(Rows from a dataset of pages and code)
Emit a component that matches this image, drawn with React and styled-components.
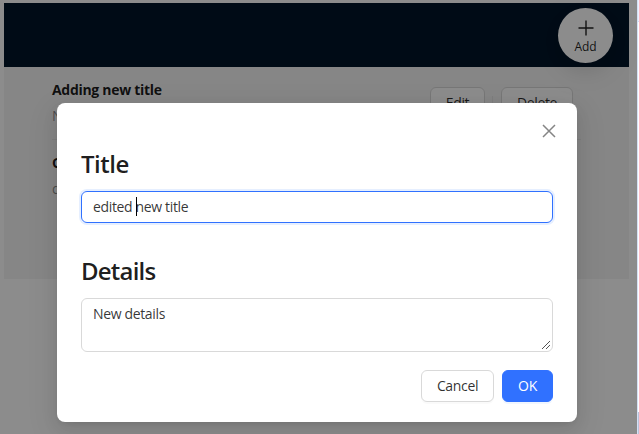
import React from "react";
import styled, { createGlobalStyle } from "styled-components";

const Global = createGlobalStyle`
  * { box-sizing: border-box; }
  body { margin: 0; background: #fff; overflow: hidden; font: 14px/22px "Open Sans", "Noto Sans", sans-serif; color: rgba(0,0,0,.88); }
  h2, h4, p { margin: 0; }
  button { font: inherit; color: inherit; padding: 0; margin: 0; }
`;

const Window = styled.div`
  display: flex;
  width: 639px;
  height: 434px;
  overflow: hidden;
`;
const Page = styled.div`
  position: relative;
  width: 637px;
  height: 434px;
  padding: 3px 8px 0 4px;
  background: #fff;
  overflow: hidden;
`;
const Edge = styled.div`
  width: 2px;
  border-left: 1px solid #d5e0f5;
  background: linear-gradient(#eef3ff 21px, #d3def5 21px, #d3def5 22px, #fff 22px, #fff 412px, #b9c3da 412px);
`;
const Header = styled.header`
  display: flex;
  justify-content: flex-end;
  height: 64px;
  padding: 5px 16px 0 0;
  background: #001529;
`;
const AddButton = styled.button`
  position: relative;
  display: flex;
  flex-direction: column;
  align-items: center;
  width: 55px;
  height: 55px;
  padding-top: 12px;
  border: 0;
  border-radius: 50%;
  background: #fff;
  font-size: 12px;
  line-height: 17px;
  letter-spacing: -0.15px;
  box-shadow: 0 6px 16px rgba(0,0,0,.08), 0 9px 28px 8px rgba(0,0,0,.05);
  svg { display: block; margin-bottom: 2px; }
`;
const Content = styled.main`
  height: 212px;
  padding: 0 48px;
  background: #f5f5f5;
`;
const Item = styled.div`
  display: flex;
  justify-content: space-between;
  height: 73px;
  padding-top: 12px;
  border-bottom: 1px solid ${p => (p.$last ? "transparent" : "rgba(5,5,5,.06)")};
`;
const ItemTitle = styled.h4`
  font-size: 14px;
  line-height: 22px;
  font-weight: 700;
  letter-spacing: -0.3px;
`;
const ItemText = styled.p`
  margin-top: 4px;
  color: rgba(0,0,0,.45);
`;
const Actions = styled.div`
  display: flex;
  align-items: center;
  height: 32px;
  margin: 8px 8px 0 0;
`;
const Divider = styled.span`
  width: 1px;
  height: 14px;
  margin: 0 8px 0 7px;
  background: rgba(5,5,5,.06);
`;
const Button = styled.button`
  width: ${p => p.$width}px;
  height: 32px;
  border: 1px solid ${p => (p.$primary ? "#3071ff" : "#d9d9d9")};
  border-radius: 6px;
  background: ${p => (p.$primary ? "#3071ff" : "#fff")};
  color: ${p => (p.$primary ? "#fff" : "rgba(0,0,0,.82)")};
  letter-spacing: ${p => p.$spacing || "-0.35px"};
  box-shadow: 0 2px 0 ${p => (p.$primary ? "rgba(5,95,255,.06)" : "rgba(0,0,0,.02)")};
`;
const Mask = styled.div`
  position: absolute;
  inset: 0;
  padding: 103px 60px 0 57px;
  background: rgba(0,0,0,.45);
`;
const Dialog = styled.section`
  position: relative;
  display: flex;
  flex-direction: column;
  height: 319px;
  padding: 45px 24px 20px;
  border-radius: 8px;
  background: #fff;
  box-shadow: 0 6px 16px rgba(0,0,0,.08), 0 3px 6px -4px rgba(0,0,0,.12), 0 9px 28px 8px rgba(0,0,0,.05);
`;
const Close = styled.button`
  position: absolute;
  top: 17px;
  right: 17px;
  display: grid;
  place-items: center;
  width: 22px;
  height: 22px;
  border: 0;
  background: none;
`;
const Heading = styled.h2`
  height: 32px;
  font-size: 24px;
  line-height: 32px;
  font-weight: 570;
  letter-spacing: ${p => p.$spacing};
`;
const Field = styled.div`
  position: relative;
  height: ${p => p.$height}px;
  margin: 11px 0 ${p => p.$gap}px;
  padding: 4px 11px;
  border: 1px solid ${p => (p.$focused ? "#3071ff" : "#d9d9d9")};
  border-radius: 6px;
  box-shadow: ${p => (p.$focused ? "0 0 0 2px rgba(5,95,255,.1)" : "none")};
  color: rgba(0,0,0,.8);
  letter-spacing: ${p => p.$spacing};
`;
const Caret = styled.span`
  position: absolute;
  left: 54px;
  top: 5px;
  width: 1px;
  height: 19px;
  background: #000;
`;
const Grip = styled.svg`
  position: absolute;
  right: 1px;
  bottom: 1px;
`;
const Footer = styled.footer`
  display: flex;
  justify-content: flex-end;
  gap: 8px;
`;

export default function App() {
  return (
    <Window>
      <Global />
      <Page>
        <Header>
          <AddButton>
            <svg width="16" height="16" viewBox="0 0 16 16" stroke="#222" strokeWidth="1.4"><path d="M8 .5v15M.5 8h15" /></svg>
            Add
          </AddButton>
        </Header>
        <Content>
          <Item>
            <div>
              <ItemTitle>Adding new title</ItemTitle>
              <ItemText>N</ItemText>
            </div>
            <Actions>
              <Button $width={55}>Edit</Button>
              <Divider />
              <Button $width={72}>Delete</Button>
            </Actions>
          </Item>
          <Item $last>
            <div>
              <ItemTitle>O</ItemTitle>
              <ItemText>d</ItemText>
            </div>
          </Item>
        </Content>
        <Mask>
          <Dialog role="dialog">
            <Close aria-label="Close">
              <svg width="14" height="14" viewBox="0 0 14 14" stroke="#858585" strokeWidth="1.5"><path d="M1 1l12 12M13 1L1 13" /></svg>
            </Close>
            <Heading $spacing="-0.5px">Title</Heading>
            <Field $focused $height={32} $gap={32} $spacing="-0.35px">edited new title<Caret /></Field>
            <Heading $spacing="-0.8px">Details</Heading>
            <Field $height={54} $gap={18} $spacing="-0.35px">
              New details
              <Grip width="10" height="10" viewBox="0 0 10 10" stroke="#555" strokeWidth="1"><path d="M1 9L9 1M5 9l4-4" /></Grip>
            </Field>
            <Footer>
              <Button $width={73}>Cancel</Button>
              <Button $width={51} $primary $spacing="-0.2px">OK</Button>
            </Footer>
          </Dialog>
        </Mask>
      </Page>
      <Edge />
    </Window>
  );
}
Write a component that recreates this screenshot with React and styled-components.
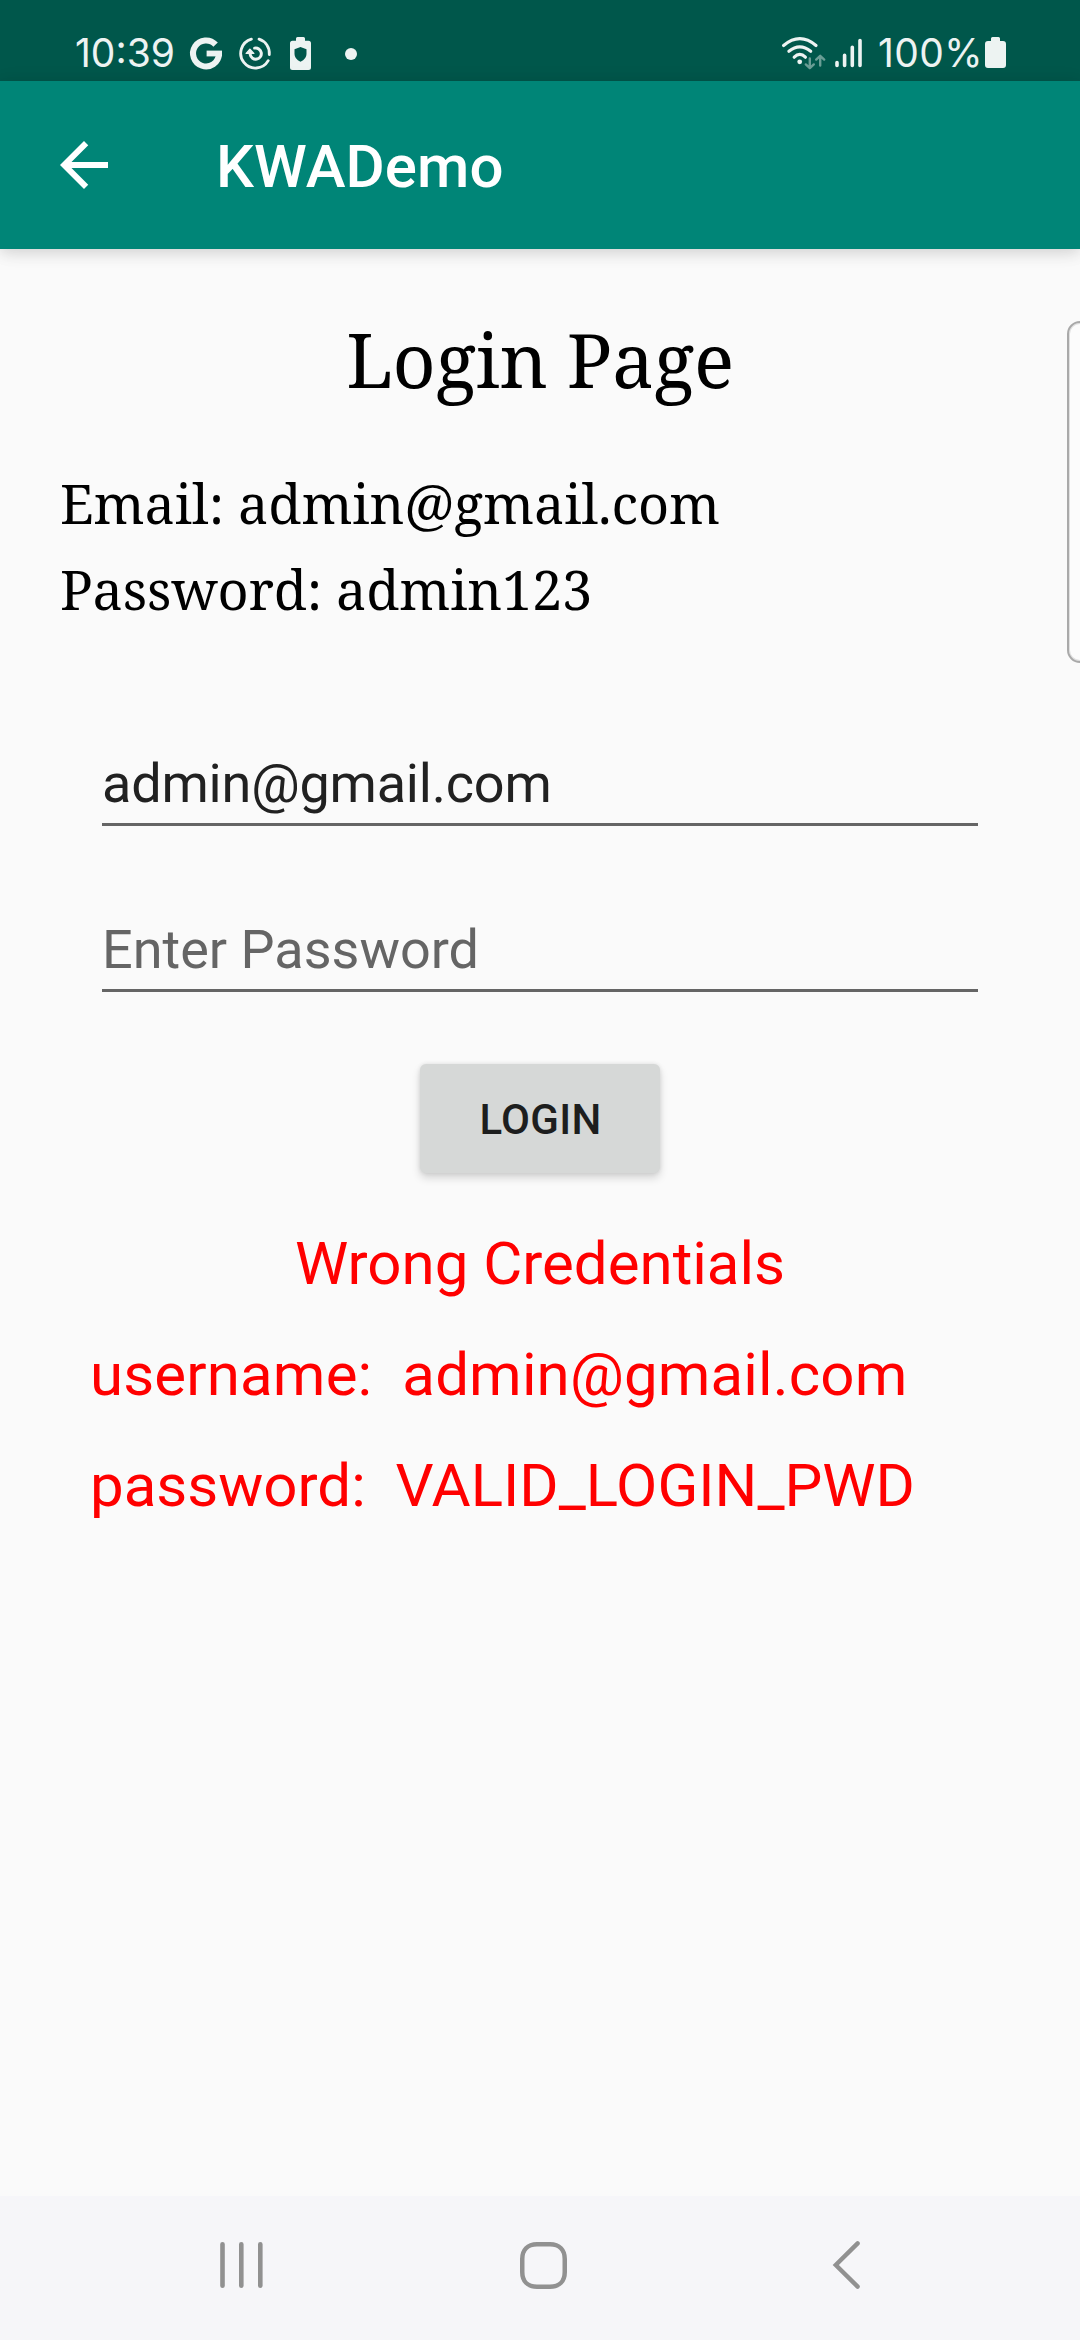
import React from "react";
import styled, { createGlobalStyle } from "styled-components";

const GlobalStyle = createGlobalStyle`
  * { box-sizing: border-box; }
  body { margin: 0; background: #fafafa; }
`;

const Screen = styled.div`
  position: relative;
  display: flex;
  flex-direction: column;
  width: 1080px;
  height: 2340px;
  overflow: hidden;
  background: #fafafa;
  font-family: Roboto, "Liberation Sans", sans-serif;
`;

const StatusBar = styled.header`
  display: flex;
  justify-content: space-between;
  align-items: center;
  flex: none;
  height: 81px;
  padding: 26px 74px 0 75px;
  background: #00574b;
`;

const StatusGroup = styled.div`
  display: flex;
  align-items: center;
`;

const StatusText = styled.span`
  width: ${(p) => p.$width}px;
  margin-left: ${(p) => p.$shift || 0}px;
  padding-bottom: 2px;
  font-family: Inter, Roboto, sans-serif;
  font-size: 39px;
  line-height: 48px;
  letter-spacing: ${(p) => p.$tracking || 0}px;
  white-space: nowrap;
  color: #edf3f2;
`;

const Glyph = styled.svg`
  display: block;
  flex: none;
  overflow: visible;
  margin-left: ${(p) => p.$shift || 0}px;
`;

const AppBar = styled.div`
  position: relative;
  display: flex;
  align-items: center;
  flex: none;
  gap: 96px;
  height: 168px;
  padding-left: 48px;
  background: #008577;
  box-shadow: 0 4px 14px rgba(0, 0, 0, 0.12), 0 2px 22px rgba(0, 0, 0, 0.06);
`;

const AppTitle = styled.h1`
  margin: 0;
  padding-top: 4px;
  font-size: 60px;
  font-weight: 500;
  line-height: 70px;
  letter-spacing: 0.1px;
  color: #ffffff;
`;

const Content = styled.main`
  display: flex;
  flex-direction: column;
  flex: 1;
  padding-top: 59px;
`;

const PageTitle = styled.h2`
  margin: 0;
  font-family: "Noto Serif", "DejaVu Serif", serif;
  font-size: 75px;
  font-weight: 400;
  line-height: 102px;
  text-align: center;
  letter-spacing: -0.25px;
  color: #000000;
`;

const Hints = styled.div`
  margin-top: 50px;
  padding-left: 60px;
`;

const Hint = styled.p`
  margin: 0;
  font-family: "Noto Serif", "DejaVu Serif", serif;
  font-size: 54px;
  line-height: 86px;
  letter-spacing: ${(p) => p.$tracking || 0}px;
  white-space: nowrap;
  color: #000000;
`;

const Form = styled.form`
  display: flex;
  flex-direction: column;
  align-items: center;
  margin-top: 119px;
  padding: 0 102px;
`;

const Field = styled.input`
  width: 100%;
  height: 75px;
  margin: 0 0 ${(p) => p.$below}px;
  padding: 0 0 8px;
  border: 0;
  border-bottom: 3px solid #656565;
  border-radius: 0;
  outline: none;
  background: transparent;
  font-family: Roboto, "Liberation Sans", sans-serif;
  font-size: 54px;
  line-height: 64px;
  letter-spacing: ${(p) => p.$tracking || 0}px;
  color: #212121;

  &::placeholder {
    color: #656565;
    opacity: 1;
  }
`;

const LoginButton = styled.button`
  width: 240px;
  height: 109px;
  padding: 2px 0 0 1px;
  border: 0;
  border-radius: 6px;
  background: #d6d8d7;
  box-shadow: 0 5px 8px rgba(0, 0, 0, 0.15), 0 0 4px rgba(0, 0, 0, 0.1);
  font-family: Roboto, "Liberation Sans", sans-serif;
  font-size: 42px;
  font-weight: 500;
  line-height: 50px;
  letter-spacing: 0.3px;
  color: #1d1e1e;
`;

const Errors = styled.div`
  margin-top: 35px;
  padding: 0 90px;
`;

const ErrorLine = styled.p`
  margin: 0;
  font-size: 60px;
  line-height: 111px;
  letter-spacing: ${(p) => p.$tracking || 0}px;
  text-align: ${(p) => p.$align || "left"};
  white-space: pre;
  color: #ff0000;
`;

const EdgeHandle = styled.div`
  position: absolute;
  top: 321px;
  right: -20px;
  width: 33px;
  height: 342px;
  border: 2px solid #a9a9a9;
  border-radius: 13px;
  background: #fcfcfc;
  box-shadow: inset 0 0 0 1px #e0e0e0;
`;

const NavBar = styled.nav`
  display: grid;
  grid-template-columns: repeat(3, 302px);
  justify-items: center;
  align-items: center;
  flex: none;
  height: 144px;
  padding: 0 0 6px 90px;
  background: #f6f6f9;
`;

const statusWhite = "#edf3f2";
const navGray = "#919191";

const GoogleGlyph = () => (
  <Glyph $shift={14} width="33" height="33" viewBox="0 0 33 33" fill="none">
    <path d="M25.6 7.6A13 13 0 1 0 29 17.2" stroke={statusWhite} strokeWidth="6" />
    <path d="M16.6 13.6H32V19.4H16.6Z" fill={statusWhite} />
  </Glyph>
);

const SyncGlyph = () => (
  <Glyph
    $shift={14.5}
    width="33"
    height="33"
    viewBox="0 0 33 33"
    fill="none"
    stroke={statusWhite}
    strokeWidth="2.8"
    strokeLinecap="round"
  >
    <path d="M13.4 2.2A14.7 14.7 0 1 0 30.2 23.6" />
    <path d="M21 2.2A14.7 14.7 0 0 1 31.3 17.6" />
    <path d="M16.6 11.1A5.6 5.6 0 1 1 12.2 17.6" strokeWidth="3" />
    <path d="M8.2 16.4L11.9 12.2L15.8 16.4Z" fill={statusWhite} strokeWidth="1.4" strokeLinejoin="round" />
  </Glyph>
);

const ShieldBatteryGlyph = () => (
  <Glyph $shift={19.5} width="21" height="33" viewBox="0 0 21 33" fill={statusWhite}>
    <path
      fillRule="evenodd"
      d="M6 1.5Q6 0 7.5 0H13.5Q15 0 15 1.5V3.8H18.5Q21 3.8 21 6.3V30.5Q21 33 18.5 33H2.5Q0 33 0 30.5V6.3Q0 3.8 2.5 3.8H6ZM10.5 10L4.5 12.3V17Q4.5 22 10.5 24.8Q16.5 22 16.5 17V12.3Z"
    />
  </Glyph>
);

const DotGlyph = () => (
  <Glyph $shift={34} width="12" height="12" viewBox="0 0 12 12">
    <circle cx="6" cy="6" r="6" fill={statusWhite} />
  </Glyph>
);

const WifiGlyph = () => (
  <Glyph width="45" height="35" viewBox="0 0 45 35" fill="none" strokeLinecap="round">
    <g stroke={statusWhite} strokeWidth="3.2">
      <path d="M2.6 9.5Q18.8 -4.2 35 9.5" />
      <path d="M7.9 15.2Q18.8 6.6 29.7 15.2" />
      <path d="M13.2 21.2Q18.8 15.6 24.4 21.2" />
    </g>
    <circle cx="18.7" cy="25.8" r="2.4" fill={statusWhite} />
    <g stroke="#6a9d95" strokeWidth="2.4" strokeLinejoin="round">
      <path d="M28.8 22.5V32M24.8 28.4L28.8 32.2L32.8 28.4" />
      <path d="M39.2 29.5V20M35.2 23.6L39.2 19.8L43.2 23.6" />
    </g>
  </Glyph>
);

const SignalGlyph = () => (
  <Glyph
    $shift={9}
    width="27"
    height="33"
    viewBox="0 0 27 33"
    stroke={statusWhite}
    strokeWidth="3.6"
    strokeLinecap="round"
  >
    <path d="M2 25.5V28.5M9.6 18.2V28.5M17.3 10.3V28.5M25 3.5V28.5" />
  </Glyph>
);

const BatteryGlyph = () => (
  <Glyph $shift={5} width="21" height="33" viewBox="0 0 21 33" fill={statusWhite}>
    <path d="M6 1.5Q6 0 7.5 0H13.5Q15 0 15 1.5V4H18Q21 4 21 7V28Q21 31 18 31H3Q0 31 0 28V7Q0 4 3 4H6Z" />
  </Glyph>
);

const BackArrow = () => (
  <Glyph width="72" height="72" viewBox="0 0 24 24" fill="#ffffff">
    <path d="M20 11H7.83l5.59-5.59L12 4l-8 8 8 8 1.41-1.41L7.83 13H20z" />
  </Glyph>
);

const RecentsIcon = () => (
  <Glyph width="43" height="46" viewBox="0 0 43 46" stroke={navGray} strokeWidth="4.6" strokeLinecap="round">
    <path d="M2.5 2.3V43.7M21.3 2.3V43.7M40.3 2.3V43.7" />
  </Glyph>
);

const HomeIcon = () => (
  <Glyph width="47" height="47" viewBox="0 0 47 47" fill="none" stroke={navGray} strokeWidth="4.5">
    <path d="M17 2.25H30C39.5 2.25 44.75 8 44.75 17V30C44.75 39 39.5 44.75 30 44.75H17C7.5 44.75 2.25 39 2.25 30V17C2.25 8 7.5 2.25 17 2.25Z" />
  </Glyph>
);

const BackIcon = () => (
  <Glyph
    $shift={2}
    width="27"
    height="48"
    viewBox="0 0 27 48"
    fill="none"
    stroke={navGray}
    strokeWidth="4.4"
    strokeLinecap="round"
  >
    <path d="M24.6 2.4L2.8 24L24.6 45.6" />
  </Glyph>
);

export default function App() {
  return (
    <>
      <GlobalStyle />
      <Screen>
        <StatusBar>
          <StatusGroup>
            <StatusText $width={101}>10:39</StatusText>
            <GoogleGlyph />
            <SyncGlyph />
            <ShieldBatteryGlyph />
            <DotGlyph />
          </StatusGroup>
          <StatusGroup>
            <WifiGlyph />
            <SignalGlyph />
            <StatusText $shift={16} $width={102} $tracking={0.4}>
              100%
            </StatusText>
            <BatteryGlyph />
          </StatusGroup>
        </StatusBar>
        <AppBar>
          <BackArrow />
          <AppTitle>KWADemo</AppTitle>
        </AppBar>
        <Content>
          <PageTitle>Login Page</PageTitle>
          <Hints>
            <Hint $tracking={-0.08}>Email: admin@gmail.com</Hint>
            <Hint $tracking={-0.15}>Password: admin123</Hint>
          </Hints>
          <Form>
            <Field $below={91} $tracking={-0.2} defaultValue="admin@gmail.com" />
            <Field $below={72} placeholder="Enter Password" />
            <LoginButton type="button">LOGIN</LoginButton>
          </Form>
          <Errors>
            <ErrorLine $align="center">Wrong Credentials</ErrorLine>
            <ErrorLine $tracking={0.15}>{"username:  admin@gmail.com"}</ErrorLine>
            <ErrorLine>{"password:  VALID_LOGIN_PWD"}</ErrorLine>
          </Errors>
        </Content>
        <NavBar>
          <RecentsIcon />
          <HomeIcon />
          <BackIcon />
        </NavBar>
        <EdgeHandle />
      </Screen>
    </>
  );
}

■ WRITTEN TASK ■
Search the data for "components". Copy every line that has it.

■ PROBLEM SOLUTION ■
Emit a component that matches this image, drawn with React and styled-components.
import styled, { createGlobalStyle } from "styled-components";
Write a component that recreates this screenshot with React and styled-components.
import styled, { createGlobalStyle } from "styled-components";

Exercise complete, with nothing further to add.